In 1948, Ridling was a member of a committee formed to report to the New Zealand government on the recruitment, education and training of teachers, which completed its work in 1951. During this time he led the New Zealand delegation to the General Conference of the United Nations Educational, Scientific and Cultural Organization. Retiring in September 1950, in his later years he lived in Raglan, on the west coast of the North Island of New Zealand.

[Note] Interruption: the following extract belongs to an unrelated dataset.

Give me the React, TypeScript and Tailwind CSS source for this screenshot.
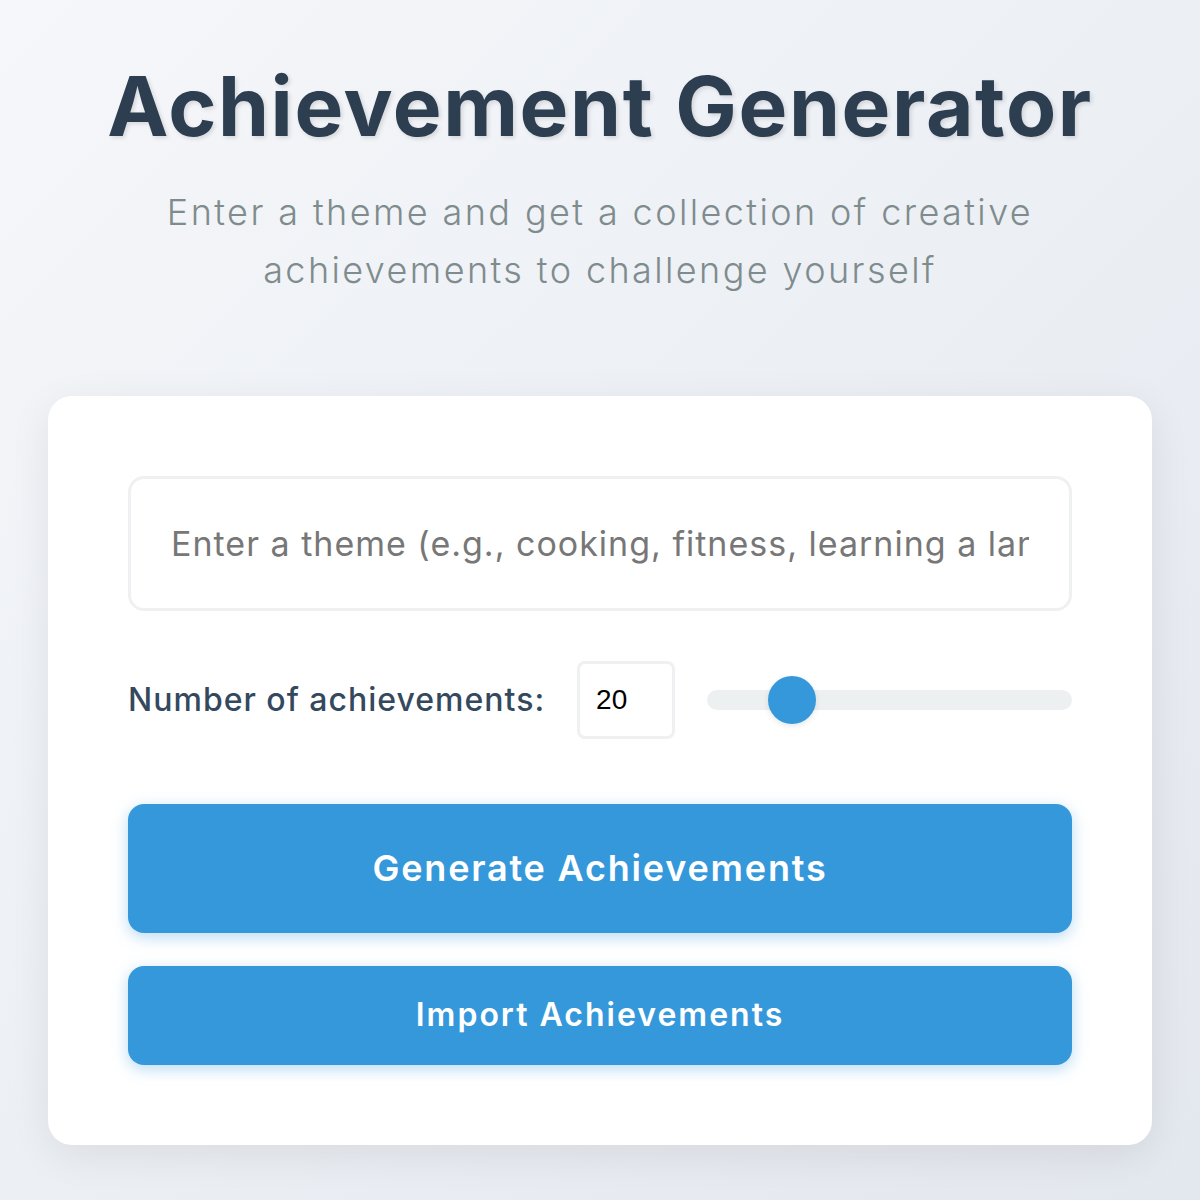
import React, { useState } from 'react';

export default function App() {
  const [theme, setTheme] = useState('');
  const [count, setCount] = useState(20);

  return (
    <div className="min-h-[1200px] w-full bg-[linear-gradient(135deg,#f5f7fa_0%,#e3e7ee_100%)] font-['Inter','Noto_Sans',sans-serif]">
      <div className="mx-auto max-w-[1200px] px-12 pt-[58px] pb-12">
        <h1 className="text-center text-[82px] font-bold leading-[1.2] tracking-[1.6px] text-[#2c3e50] [text-shadow:2px_2px_4px_rgba(0,0,0,0.12)]">
          Achievement Generator
        </h1>
        <p className="mx-auto mt-[28px] max-w-[920px] text-center text-[36px] font-light leading-[1.6] tracking-[2.4px] text-[#7f8c8d]">
          Enter a theme and get a collection of creative achievements to challenge yourself
        </p>

        <div className="mt-[96px] rounded-[24px] bg-white p-20 shadow-[0_10px_40px_rgba(0,0,0,0.08)]">
          <input
            type="text"
            value={theme}
            onChange={(e) => setTheme(e.target.value)}
            placeholder="Enter a theme (e.g., cooking, fitness, learning a language)"
            className="block h-[135px] w-full rounded-[16px] border-[3px] border-[#eef0f1] px-10 text-[34px] tracking-[1px] text-[#2c3e50] outline-none placeholder:text-[#777]"
          />

          <div className="mt-[50px] flex items-center gap-8">
            <label className="text-[32px] font-medium tracking-[1px] text-[#34495e]">Number of achievements:</label>
            <input
              type="number"
              min={1}
              max={100}
              value={count}
              onChange={(e) => setCount(Number(e.target.value))}
              className="h-[78px] w-[98px] rounded-[8px] border-[3px] border-[#eef0f1] px-4 font-['Liberation_Sans',sans-serif] text-[28px] text-black outline-none [appearance:textfield] [&::-webkit-inner-spin-button]:appearance-none"
            />
            <input
              type="range"
              min={1}
              max={100}
              value={count}
              onChange={(e) => setCount(Number(e.target.value))}
              className="h-5 flex-1 cursor-pointer appearance-none rounded-full bg-[#ecf0f1] outline-none [&::-webkit-slider-thumb]:h-12 [&::-webkit-slider-thumb]:w-12 [&::-webkit-slider-thumb]:appearance-none [&::-webkit-slider-thumb]:rounded-full [&::-webkit-slider-thumb]:bg-[#3498db] [&::-webkit-slider-thumb]:shadow-[0_2px_6px_rgba(0,0,0,0.1)]"
            />
          </div>

          <button className="mt-[65px] block h-[129px] w-full rounded-[16px] bg-[#3498db] text-[36px] font-semibold tracking-[1.8px] text-white shadow-[0_4px_15px_rgba(52,152,219,0.35)]">
            Generate Achievements
          </button>
          <button className="mt-[33px] block h-[99px] w-full rounded-[16px] bg-[#3498db] text-[32px] font-semibold tracking-[2px] text-white shadow-[0_4px_15px_rgba(52,152,219,0.35)]">
            Import Achievements
          </button>
        </div>
      </div>
    </div>
  );
}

The AM was disestablished by Royal Warrant as a gallantry award in 1971. Public recognition of the award had declined in recent years and it was deemed that this deprived AM recipients of the recognition that their deeds had earned. Living recipients were required to exchange them for the George Cross (GC), which had existed since 1940 and was superior in status to the AM. As well as swapping their AM for the GC, the recipients would be entitled to use the GC postnominal. However, Ridling sought an exemption from Queen Elizabeth II, citing his high sentimental attachment to the award. His request was granted and he was allowed to retain his AM while still being entitled to be treated as a holder of the GC. In subsequent years he attended reunions of the Victoria Cross and George Cross Association. He died on 13 January 1975 in Wellington, his wife having predeceased him by several years. His remains were cremated and interred at Karori Cemetery.

==Medal==
In 1982, Ridling's daughter donated his medals, which in addition to the AM, included the British War Medal, the Victory Medal, the 1935 Jubilee Medal and the 1937 Coronation Medal, to the National Army Museum in Waiouru, where they are displayed in its Medal Repository.